Slowly the government has loosened up. Today Catholic sisters are allowed to teach kindergarten and pre-school classes. (Insiders note the children of Communist Party members disproportionately populate these classes.)
The exception is the Anh Linh School, which teaches 221 primary and secondary school children, age 7 to 19.
Anh Linh is an anomaly. It is technically not a “private” school because no student pays tuition. Instead, it is “free,” that is, it is supported entirely by funds from outside of Vietnam.
Anh Linh receives its money from former Notre Dame congregation students living abroad. It also receives money from a nonprofit organization in France, and one based in Minneapolis, Minnesota, Bridges to Learning. Some $55,000 of the school’s $100,000 budget is raised by Bridges to Learning.
There’s another reason why Anh Linh is off the government radar. It’s unlike all Vietnamese public schools in that it educates students who would otherwise never have the opportunity to sit in a classroom – for example, the children of incarcerated parents, children from families too disadvantaged to even make it to public schools, and children who have never gone to school and are now over the age to begin public education.
In its unique role Anh Linh offers a model of what Catholic sisters could do were they allowed true freedom to educate and help build Vietnamese society.
Running the institution, negotiating with government officials, being principal of the school, its chief administrator and fundraiser is a pretty daunting task for one person. That’s why when Sr. Kim Ngo was first asked to take the position more than three years ago, she balked, she told me. The responsibility, she thought at the time, would be just too big.
Then after further thought she decided she would try.
She said two firm beliefs allowed her to muster the courage to say “yes” and answer the call:
- Her faith in Jesus
- Her faith in her religious community
“There is no way it would have been possible without this support,” she said.
I pressed. “Tell me about these beliefs.”
“If I didn’t have Jesus in my heart, in my mind, I could not run this school. It is a big job, a big challenge for me. Sometimes I have a problem – a teacher, a student, a sponsor, the government. Just when I don’t know what to do, I pray. I ask Jesus to guide me. And then I ask my congregation. I ask for their support.

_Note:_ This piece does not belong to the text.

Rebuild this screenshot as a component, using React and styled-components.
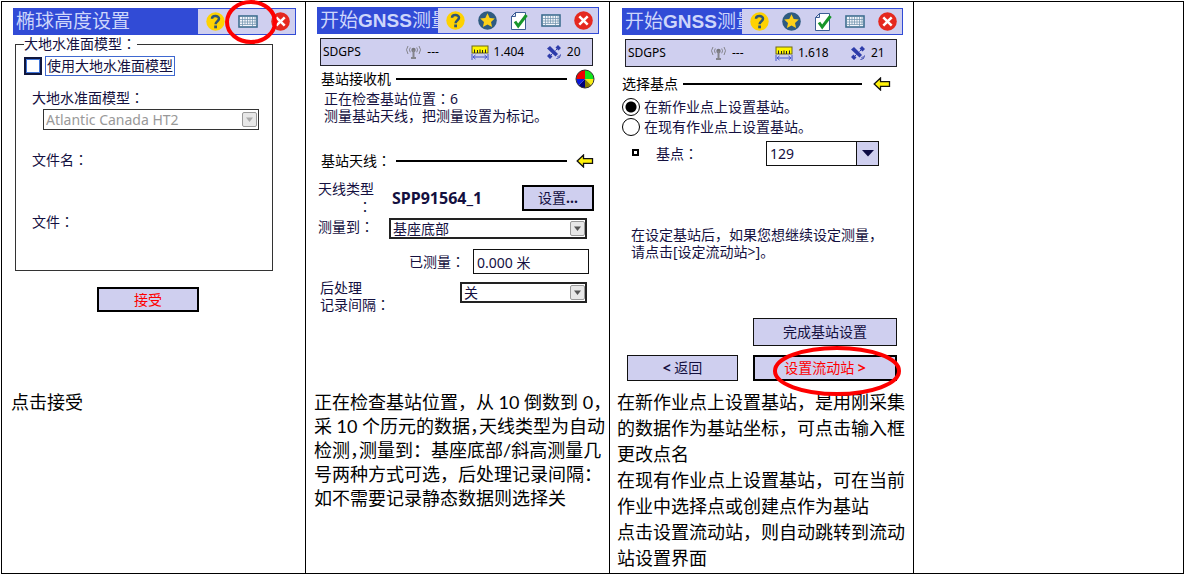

Kim Ngoc initially worked at Anh Linh School beginning in 2002. She taught mathematics for a number of years. She left for a while, but in 2012 was called back to be the school’s principal.
It was in 1990 the Notre Dame sisters first approached the Vietnamese government with a request to open a “free school” for needy children. As the sisters tell the story the first 17 students were children of women who lived in areas in which there were prostitutes. The building that housed the first school was a former pigsty and was first supported by the order with gifts from alumnae of a private boarding school the congregation had run before 1975, Couvent des Oiseaux. (Disclaimer: My wife, Kim Hoa, is a graduate of the school.)
Bridges to Learning has been helping support Anh Linh School since 2004. Nearly half of the current students are provided assistance stipends by Bridges to Learning.
In 2006, Anh Linh received government permission to open a secondary school for sixth through ninth grades. In 2008 the old elementary school was torn down and a new one built in its place with classrooms, a library, a computer room, conference rooms, a 20-bed dormitory for girls and two guest rooms.
Kim Ngoc works with 11 Notre Dame sisters in offering daily education, counseling, food and health care. The group is but one of a number of Notre Dame communities in Vietnam. There are 90 Notre Dame sisters working in Vietnam. Others work in rural areas. All are working with young children, almost all of them poor.